Remember that old nursery rhyme? Sticks and stones may break my bones, but names will never hurt me. Cute, right? Unfortunately, cute does not equal true. Names can be very harmful.

In my earlier book, I touched on the idea that none of us can be defined as one-dimensional. Since you are no more just an addict than I am just a diabetic, what would be the sense in describing ourselves that way? Wouldn’t it be better to say you have a substance abuse disorder than to say you are an addict? Calling yourself an addict does not separate who you are from what disease you happen to have.

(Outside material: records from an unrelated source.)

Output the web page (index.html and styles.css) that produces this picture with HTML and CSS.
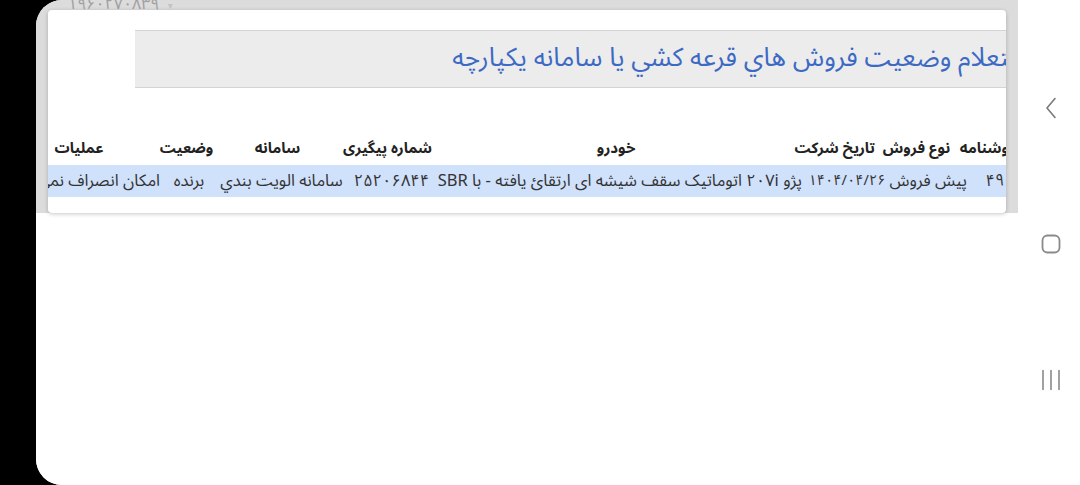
FILE: index.html
```html
<!DOCTYPE html>
<html lang="fa">
<head>
<meta charset="utf-8">
<title>استعلام وضعيت فروش</title>
<link rel="stylesheet" href="styles.css">
</head>
<body>
<div class="screen">
  <div class="panel">
    <div class="app">
      <div class="app-top">
        <div class="ghost-num">۱۹۶۰۲۷۰۸۳۹ <span class="caret">▾</span></div>
        <div class="card" dir="rtl">
          <div class="title-box">
            <h2 class="title">استعلام وضعيت فروش هاي قرعه کشي يا سامانه يکپارچه</h2>
          </div>
          <div class="row head">
            <div class="cell c1">شماره فروشنامه</div>
            <div class="cell c2">نوع فروش</div>
            <div class="cell c3">تاریخ شرکت</div>
            <div class="cell c4">خودرو</div>
            <div class="cell c5">شماره پیگیری</div>
            <div class="cell c6">سامانه</div>
            <div class="cell c7">وضعیت</div>
            <div class="cell c8">عملیات</div>
          </div>
          <div class="row data">
            <div class="cell c1">۴۹۰۱۸۲۳</div>
            <div class="cell c2">پیش فروش</div>
            <div class="cell c3">۱۴۰۴/۰۴/۲۶</div>
            <div class="cell c4">پژو ۲۰۷i اتوماتیک سقف شیشه ای ارتقائ یافته - با SBR</div>
            <div class="cell c5">۲۵۲۰۶۸۴۴</div>
            <div class="cell c6">سامانه الويت بندي</div>
            <div class="cell c7">برنده</div>
            <div class="cell c8">امکان انصراف نمي باشد</div>
          </div>
        </div>
      </div>
      <div class="app-rest"></div>
    </div>
    <nav class="nav">
      <svg class="nav-icon" width="14" height="22" viewBox="0 0 14 22"><path d="M11 1.5 L3 11 L11 20.5" fill="none" stroke="#7a7a7a" stroke-width="1.6" stroke-linecap="round" stroke-linejoin="round"/></svg>
      <svg class="nav-icon" width="20" height="20" viewBox="0 0 20 20"><rect x="1.5" y="1.5" width="17" height="17" rx="5" fill="none" stroke="#8a8a8a" stroke-width="1.8"/></svg>
      <svg class="nav-icon" width="20" height="22" viewBox="0 0 20 22"><path d="M2 1.5 V20.5 M10 1.5 V20.5 M18 1.5 V20.5" fill="none" stroke="#8a8a8a" stroke-width="1.6" stroke-linecap="round"/></svg>
    </nav>
  </div>
</div>
</body>
</html>
```
FILE: styles.css
```css
html, body {
  margin: 0;
  padding: 0;
  background: #000;
}
body {
  width: 1080px;
  height: 485px;
  overflow: hidden;
  font-family: "Noto Sans Arabic", "DejaVu Sans", sans-serif;
}
.screen {
  display: flex;
  height: 485px;
  padding-left: 36px;
  box-sizing: border-box;
}
.panel {
  flex: 1;
  display: flex;
  background: #fff;
  border-radius: 26px 0 0 26px;
  overflow: hidden;
}
.app {
  width: 982px;
  display: flex;
  flex-direction: column;
}
.app-top {
  position: relative;
  height: 213px;
  background: #dcdcdc;
  padding: 10px 12px 0 12px;
  box-sizing: border-box;
}
.ghost-num {
  position: absolute;
  top: -13px;
  left: 32px;
  font-size: 16px;
  color: #a0a0a0;
  direction: ltr;
}
.ghost-num .caret {
  font-size: 10px;
  color: #c4c4c4;
  margin-left: 4px;
}
.card {
  position: relative;
  width: 958px;
  height: 203px;
  background: #fff;
  border-radius: 4px;
  box-shadow: 0 1px 4px rgba(0, 0, 0, 0.22);
  overflow: hidden;
  padding-top: 20px;
  box-sizing: border-box;
}
.title-box {
  width: 911px;
  margin-right: -40px;
  background: #ececec;
  border-top: 1px solid #d4d4d4;
  border-bottom: 1px solid #d4d4d4;
}
.title {
  margin: 0;
  padding-right: 10px;
  height: 56px;
  line-height: 54px;
  font-size: 26px;
  font-weight: normal;
  color: #3c69c4;
  white-space: nowrap;
}
.row {
  display: flex;
  width: 1070px;
  margin-right: -64px;
  height: 32px;
}
.cell {
  flex: none;
  text-align: center;
  white-space: nowrap;
  line-height: 32px;
}
.head {
  margin-top: 44px;
}
.head .cell {
  font-size: 15px;
  font-weight: bold;
  color: #222;
}
.data {
  margin-top: 1px;
  background: #d0e1fb;
}
.data .cell {
  font-size: 16.5px;
  color: #333;
}
.data .c3 {
  font-size: 14.5px;
}
.head .c1 { width: 112px; }
.head .c2 { width: 83px; }
.head .c3 { width: 78px; }
.head .c4 { width: 362px; }
.head .c5 { width: 95px; }
.head .c6 { width: 125px; }
.head .c7 { width: 57px; }
.head .c8 { width: 158px; }
.data .c1 { width: 103px; }
.data .c2 { width: 75px; }
.data .c3 { width: 90px; }
.data .c4 { width: 364px; }
.data .c5 { width: 93px; }
.data .c6 { width: 127px; }
.data .c7 { width: 58px; }
.data .c8 { width: 155px; }
.app-rest {
  flex: 1;
  background: #fff;
}
.nav {
  flex: 1;
  display: flex;
  flex-direction: column;
  align-items: center;
  gap: 115px;
  padding-top: 97px;
  padding-left: 4px;
  background: #fff;
}
.nav-icon {
  display: block;
}
```
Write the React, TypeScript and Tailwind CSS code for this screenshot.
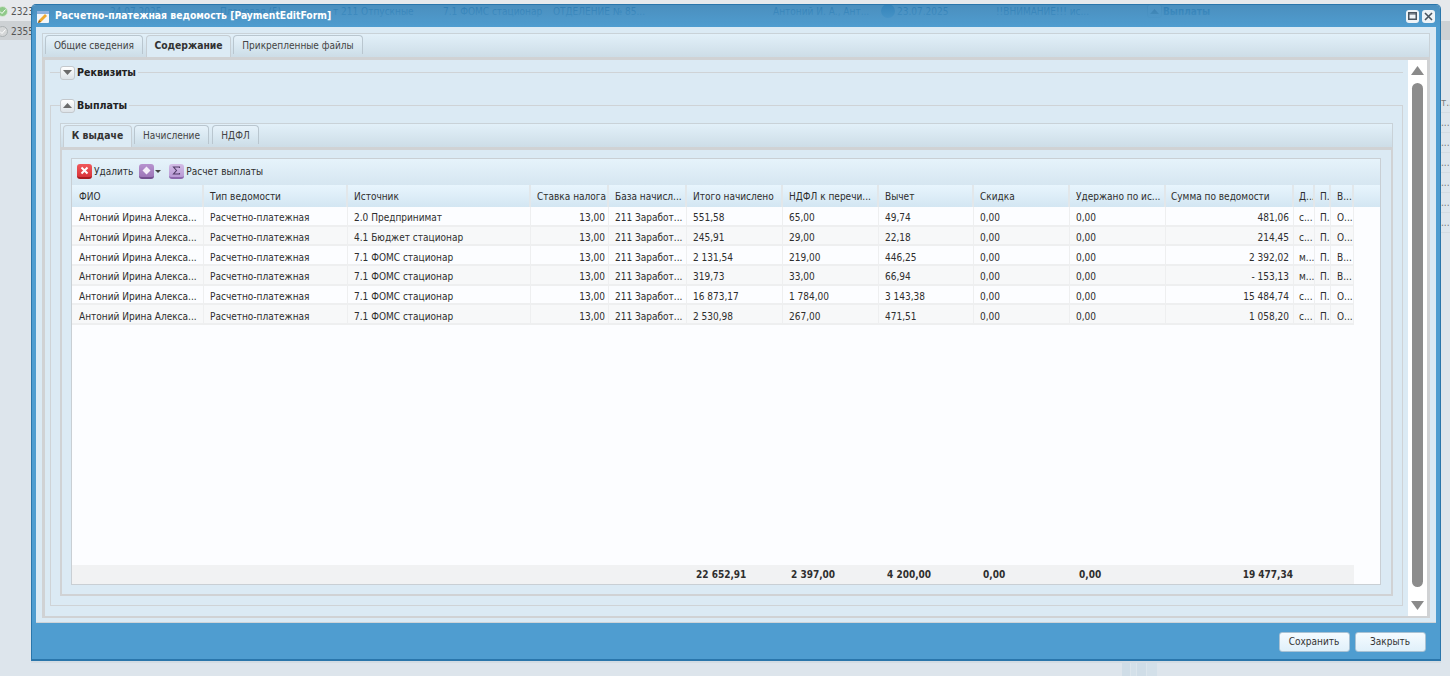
const FONT = "font-['DejaVu_Sans_Condensed','DejaVu_Sans',sans-serif]";

const cols = [132, 144, 183, 78, 78, 96, 96, 95, 96, 96, 128, 21, 16, 23];
const headers = ["ФИО", "Тип ведомости", "Источник", "Ставка налога", "База начисл...", "Итого начислено", "НДФЛ к перечи...", "Вычет", "Скидка", "Удержано по ис...", "Сумма по ведомости", "Д...", "П.", "В..."];
const rightAligned = [3, 10];
const rows = [
  ["2.0 Предпринимат", "551,58", "65,00", "49,74", "481,06", "с...", "О..."],
  ["4.1 Бюджет стационар", "245,91", "29,00", "22,18", "214,45", "с...", "О..."],
  ["7.1 ФОМС стационар", "2 131,54", "219,00", "446,25", "2 392,02", "м...", "В..."],
  ["7.1 ФОМС стационар", "319,73", "33,00", "66,94", "- 153,13", "м...", "В..."],
  ["7.1 ФОМС стационар", "16 873,17", "1 784,00", "3 143,38", "15 484,74", "с...", "О..."],
  ["7.1 ФОМС стационар", "2 530,98", "267,00", "471,51", "1 058,20", "с...", "О..."],
];
const bgRightRows = ["т...", "...", "...", "...", "...", "...", "..."];

function Tab({ label, active, w }: { label: string; active?: boolean; w: string }) {
  return active ? (
    <div className={`${w} flex h-[22px] items-center justify-center rounded-t-[4px] border border-b-0 border-[#c6ced4] bg-[#dcebf5] pb-[2px] text-[10.300px] font-bold text-[#333]`}>
      {label}
    </div>
  ) : (
    <div className={`${w} flex h-[19px] items-center justify-center rounded-t-[4px] border border-b-0 border-[#b9c6cf] bg-linear-to-b from-[#e6f2fa] to-[#cfe0ea] text-[#444]`}>
      {label}
    </div>
  );
}

function Toggle({ up }: { up?: boolean }) {
  return (
    <span className="flex h-[14px] w-[15px] items-center justify-center rounded-[3px] border border-[#c4c8cc] bg-linear-to-b from-white to-[#dde3e8]">
      <svg width="9" height="5" viewBox="0 0 9 5">
        <path d={up ? "M4.5 0 9 5H0z" : "M0 0h9L4.500 5z"} fill="#6b6b6b" />
      </svg>
    </span>
  );
}

function Legend({ label, up, ml }: { label: string; up?: boolean; ml: string }) {
  return (
    <legend className={`${ml} flex h-[15px] items-center gap-[2px] pr-[2px] text-[10.600px] font-bold text-[#222]`}>
      <Toggle up={up} />
      <span>{label}</span>
    </legend>
  );
}

function IconTile({ from, to, edge, children }: { from: string; to: string; edge: string; children: React.ReactNode }) {
  return (
    <span className={`flex h-[15px] w-[15px] items-center justify-center rounded-[3px] border-b-2 ${from} ${to} ${edge} bg-linear-to-b`}>
      {children}
    </span>
  );
}

function narrowPad(j: number) {
  if (j === 11 || j === 12) return "pl-[5px] pr-0";
  if (j === 13) return "pl-[6px] pr-0";
  return "";
}

export default function App() {
  return (
    <div className={`relative h-[676px] w-full overflow-hidden bg-[#dde5ec] text-[10px] ${FONT}`}>
      {/* page behind the window */}
      <div className="flex h-full flex-col">
        <div className="flex h-[21px] items-center whitespace-nowrap bg-[#e6e9ec] pt-[1px] text-[#3a6f96]">
          <span className="flex w-[110px] items-center text-[#555]">
            <svg width="11" height="11" viewBox="0 0 11 11" className="-ml-[3px] mr-[3px]"><circle cx="5.5" cy="5.5" r="5" fill="#8fc98a" stroke="#d9e6d6" /><path d="M3 5.5l2 2 3.500-4" stroke="#fff" fill="none" /></svg>
            2323
          </span>
          <span className="w-[110px]">24.07.2025</span>
          <span className="w-[113px]">Плановая (5)</span>
          <span className="w-[110px]">т 211 Отпускные</span>
          <span className="w-[110px]">7.1 ФОМС стационар</span>
          <span className="w-[220px]">ОТДЕЛЕНИЕ № 85...</span>
          <span className="w-[108px]">Антоний И. А., Ант...</span>
          <span className="mr-[2px] h-[14px] w-[14px] rounded-full bg-[#5b9fcb]" />
          <span className="w-[99px]">23.07.2025</span>
          <span className="w-[151px]">!!ВНИМАНИЕ!!! ис...</span>
          <span className="mr-[1px] w-[15px]"><Toggle up /></span>
          <span className="font-bold">Выплаты</span>
        </div>
        <div className="flex h-[19px] items-center bg-[#cdd1d4] pt-[1px] text-[#555]">
          <svg width="11" height="11" viewBox="0 0 11 11" className="-ml-[3px] mr-[3px]"><circle cx="5.5" cy="5.5" r="5" fill="#d5d7d8" stroke="#aab0b2" /><path d="M3 5.500l2 2 3.500-4" stroke="#fff" fill="none" /></svg>
          2355
        </div>
        <div className="flex flex-1">
          <div className="ml-[1122px] flex w-[35px]">
            <div className="w-[8px] bg-[#cfdde7]" />
            <div className="w-[6px] border-l border-[#dbe5ec] bg-[#d3e0e9]" />
            <div className="w-[10px] border-l border-[#dbe5ec] bg-[#cfdde7]" />
            <div className="flex-1 border-l border-[#dbe5ec] bg-[#d3e0e9]" />
          </div>
          <div className="ml-auto mt-[53px] flex w-[10px] flex-col overflow-hidden text-[#777]">
            {bgRightRows.map((t, i) => (
              <div key={i} className="flex h-[20px] items-center border-b border-[#d3dbe2] pl-[1px]">{t}</div>
            ))}
          </div>
        </div>
      </div>

      {/* modal window */}
      <div className="absolute left-[31px] top-[4px] flex h-[657px] w-[1409.5px] flex-col rounded-t-[5px] border-x border-t border-b-2 border-[#2a76ab] shadow-[0_2px_0_#d3dce3]">
        <div className="flex h-[22px] shrink-0 items-center rounded-t-[4px] bg-linear-to-b from-[#2f7fb6]/85 to-[#4f9dd0] pl-[4px] pr-[5px]">
          <svg width="15" height="15" viewBox="0 0 15 15" className="mr-[4px] mt-[2px]">
            <rect x="1" y="1" width="12" height="12" rx="1" fill="#f3f6fa" />
            <rect x="1" y="1" width="12" height="3" fill="#8fb1dd" />
            <path d="M2 13l1-3 6-6 2 2-6 6z" fill="#f0a92e" />
            <path d="M2 13l1-3 2 2z" fill="#8a5a16" />
          </svg>
          <span className="flex-1 text-[10.300px] font-bold text-white">Расчетно-платежная ведомость [PaymentEditForm]</span>
          <div className="flex gap-[3px]">
            <span className="flex h-[13px] w-[13px] items-center justify-center rounded-[3px] bg-[#eef3f7]">
              <svg width="9" height="8" viewBox="0 0 9 8"><rect x=".75" y=".75" width="7.500" height="6.500" fill="none" stroke="#4a5560" strokeWidth="1.500" /><path d="M1 2h7" stroke="#4a5560" /></svg>
            </span>
            <span className="flex h-[13px] w-[13px] items-center justify-center rounded-[3px] bg-[#eef3f7]">
              <svg width="9" height="9" viewBox="0 0 9 9"><path d="M1 1l7 7M8 1L1 8" stroke="#4a5560" strokeWidth="1.600" /></svg>
            </span>
          </div>
        </div>

        <div className="flex min-h-0 flex-1 flex-col border-x-[4px] border-[#4f9dd0] bg-[#dbeaf4]">
          <div className="flex-1 border-b border-[#cfd4d8] px-[6px] pt-[6px]">
            {/* outer tab strip */}
            <div className="flex h-[24px] border-x border-t border-[#c9d2d8] bg-linear-to-b from-[#e2f0f9] to-[#cddde7] pl-[2px] pt-[1px]">
              <Tab label="Общие сведения" w="w-[98px]" />
              <div className="ml-[3px]"><Tab label="Содержание" active w="w-[85px]" /></div>
              <div className="ml-[2px]"><Tab label="Прикрепленные файлы" w="w-[130px]" /></div>
            </div>

            {/* outer tab panel */}
            <div className="flex h-[561px] border-x-[3px] border-b-[2px] border-t-[3px] border-[#d0d2d4]">
              <div className="min-w-0 flex-1 px-[5px] pt-[5px]">
                <fieldset className="border-t border-[#cfd3d6]">
                  <Legend label="Реквизиты" ml="ml-[10px]" />
                </fieldset>
                <fieldset className="mt-[18px] h-[508px] border border-[#cfd3d6] px-[9px]">
                  <Legend label="Выплаты" up ml="ml-0" />
                  <div className="mt-[10px]">
                    {/* inner tab strip */}
                    <div className="flex h-[24px] border-x border-t border-[#c9d2d8] bg-linear-to-b from-[#e2f0f9] to-[#cddde7] pl-[2px] pt-[1px]">
                      <Tab label="К выдаче" active w="w-[69px]" />
                      <div className="ml-[2px]"><Tab label="Начисление" w="w-[75px]" /></div>
                      <div className="ml-[3px]"><Tab label="НДФЛ" w="w-[47px]" /></div>
                    </div>
                    {/* inner tab panel */}
                    <div className="h-[449px] border-x-[2px] border-b-[2px] border-t-[3px] border-[#d0d2d4] pl-[9px] pr-[10px] pt-[8px]">
                      <div className="flex h-[427px] flex-col border border-[#c9cfd4] bg-[#fcfdff] text-[#2e2e2e]">
                        {/* toolbar */}
                        <div className="flex h-[26px] shrink-0 items-center bg-linear-to-b from-[#e6f3fb] to-[#d6e6f1] pb-[1px] pl-[5px]">
                          <IconTile from="from-[#f0585c]" to="to-[#d9343a]" edge="border-[#a81c20]">
                            <svg width="9" height="9" viewBox="0 0 9 9"><path d="M1.500 1.500l6 6M7.500 1.500l-6 6" stroke="#fff" strokeWidth="2" /></svg>
                          </IconTile>
                          <span className="ml-[2px]">Удалить</span>
                          <span className="ml-[6px]">
                            <IconTile from="from-[#b793cf]" to="to-[#9d76b8]" edge="border-[#74508f]">
                              <svg width="9" height="9" viewBox="0 0 9 9"><path d="M4.500.5l4 4-4 4-4-4z" fill="#f4eefa" /></svg>
                            </IconTile>
                          </span>
                          <svg width="6" height="3" viewBox="0 0 6 3" className="ml-[1px]"><path d="M0 0h6L3 3z" fill="#444" /></svg>
                          <span className="ml-[8px]">
                            <IconTile from="from-[#d3bde6]" to="to-[#b99ad5]" edge="border-[#8d68ad]">
                              <svg width="9" height="9" viewBox="0 0 9 9"><path d="M7.500 2V1h-6l3 3.500-3 3.500h6V7" stroke="#4f3a66" strokeWidth="1.100" fill="none" /></svg>
                            </IconTile>
                          </span>
                          <span className="ml-[2px]">Расчет выплаты</span>
                        </div>

                        {/* header */}
                        <div className="flex h-[22px] shrink-0 bg-linear-to-b from-[#e8f5fd] to-[#d3e6f2]">
                          {headers.map((h, i) => (
                            <div key={i} style={{ width: cols[i] }} className={`flex items-center overflow-hidden whitespace-nowrap border-r-[2px] border-[#e2e7ea] px-[6px] pt-[1px] ${i === 0 ? "pl-[7px]" : ""} ${i === 10 ? "pl-[5px]" : ""} ${narrowPad(i)}`}>
                              {h}
                            </div>
                          ))}
                        </div>

                        {/* rows */}
                        <div className="min-h-0 flex-1">
                          {rows.map((r, i) => {
                            const vals = ["Антоний Ирина Алекса...", "Расчетно-платежная", r[0], "13,00", "211 Заработ...", r[1], r[2], r[3], "0,00", "0,00", r[4], r[5], "П.", r[6]];
                            return (
                              <div key={i} className={`flex h-[19.67px] w-[1282px] border-b-[2px] border-[#eeeff0] ${i % 2 ? "bg-[#f7f8f9]" : ""}`}>
                                {vals.map((v, j) => (
                                  <div key={j} style={{ width: cols[j] }} className={`flex items-center overflow-hidden whitespace-nowrap border-r border-[#eeeff0] px-[6px] pt-[4px] leading-[13px] ${j === 0 ? "pl-[7px]" : ""} ${rightAligned.includes(j) ? "justify-end pr-[3px]" : ""} ${j === 10 ? "pr-[4px]" : ""} ${narrowPad(j)}`}>
                                    {v}
                                  </div>
                                ))}
                              </div>
                            );
                          })}
                        </div>

                        {/* summary */}
                        <div className="flex h-[19px] w-[1282px] shrink-0 items-center bg-[#f1f2f3] font-bold">
                          <div className="w-[615px]" />
                          <div className="w-[96px] pl-[9px]">22 652,91</div>
                          <div className="w-[96px] pl-[8px]">2 397,00</div>
                          <div className="w-[95px] pl-[8px]">4 200,00</div>
                          <div className="w-[96px] pl-[9px]">0,00</div>
                          <div className="w-[96px] pl-[9px]">0,00</div>
                          <div className="w-[127px] text-right">19 477,34</div>
                        </div>
                      </div>
                    </div>
                  </div>
                </fieldset>
              </div>

              {/* scrollbar */}
              <div className="flex w-[19px] shrink-0 flex-col items-center bg-white pt-[6px]">
                <svg width="13" height="9" viewBox="0 0 13 9"><path d="M6.500 0 13 9H0z" fill="#8a8a8a" /></svg>
                <div className="mt-[8px] h-[504px] w-[11px] rounded-full bg-[#8c8c8c]" />
                <svg width="13" height="9" viewBox="0 0 13 9" className="mt-[14px]"><path d="M0 0h13L6.500 9z" fill="#8a8a8a" /></svg>
              </div>
            </div>
          </div>
        </div>

        {/* footer */}
        <div className="flex h-[36px] shrink-0 items-center justify-end gap-[5px] bg-[#4f9dd0] pt-[1px] pr-[14px]">
          <button className="h-[20px] w-[71px] rounded-[3px] border border-[#a9c2d4] bg-linear-to-b from-[#f5fbff] to-[#e0f0fa] text-[#333]">Сохранить</button>
          <button className="h-[20px] w-[71px] rounded-[3px] border border-[#a9c2d4] bg-linear-to-b from-[#f5fbff] to-[#e0f0fa] text-[#333]">Закрыть</button>
        </div>
      </div>
    </div>
  );
}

Calling yourself an addict is demoralizing. Yeah, yeah, I know, people say I want to sugarcoat too much, but really think about it. Labels like “addict” are so confining, and remember earlier, I spoke about people who have been in recovery for twenty some-odd years want to drop that label. By now, you know I love proverbs, expressions, etc. Here is a doozy for you. It supposedly is from African folklore. It’s not what you call me, but what I answer to.

So sure, in treatment, you are an addict. And even at meetings, OK. And ditto during medical treatment, but really, every time, everywhere? Maybe not.

Something inside is always listening. Be aware of self-talk. In my practice, I am reminding everyone that their entire brain is not addicted. Good thing too! This not-addicted part is the part we develop and nurture. This not-addicted part has a limitless capacity to learn and gain strength.

Maybe I have a substance abuse disorder is not yet socially accepted as a description for the masses, but nothing keeps you from adopting this terminology for yourself. Every disease is a disorder of one sort or another, and addiction is a brain disease.

So sticks and stones can break my bones, but words can break my heart.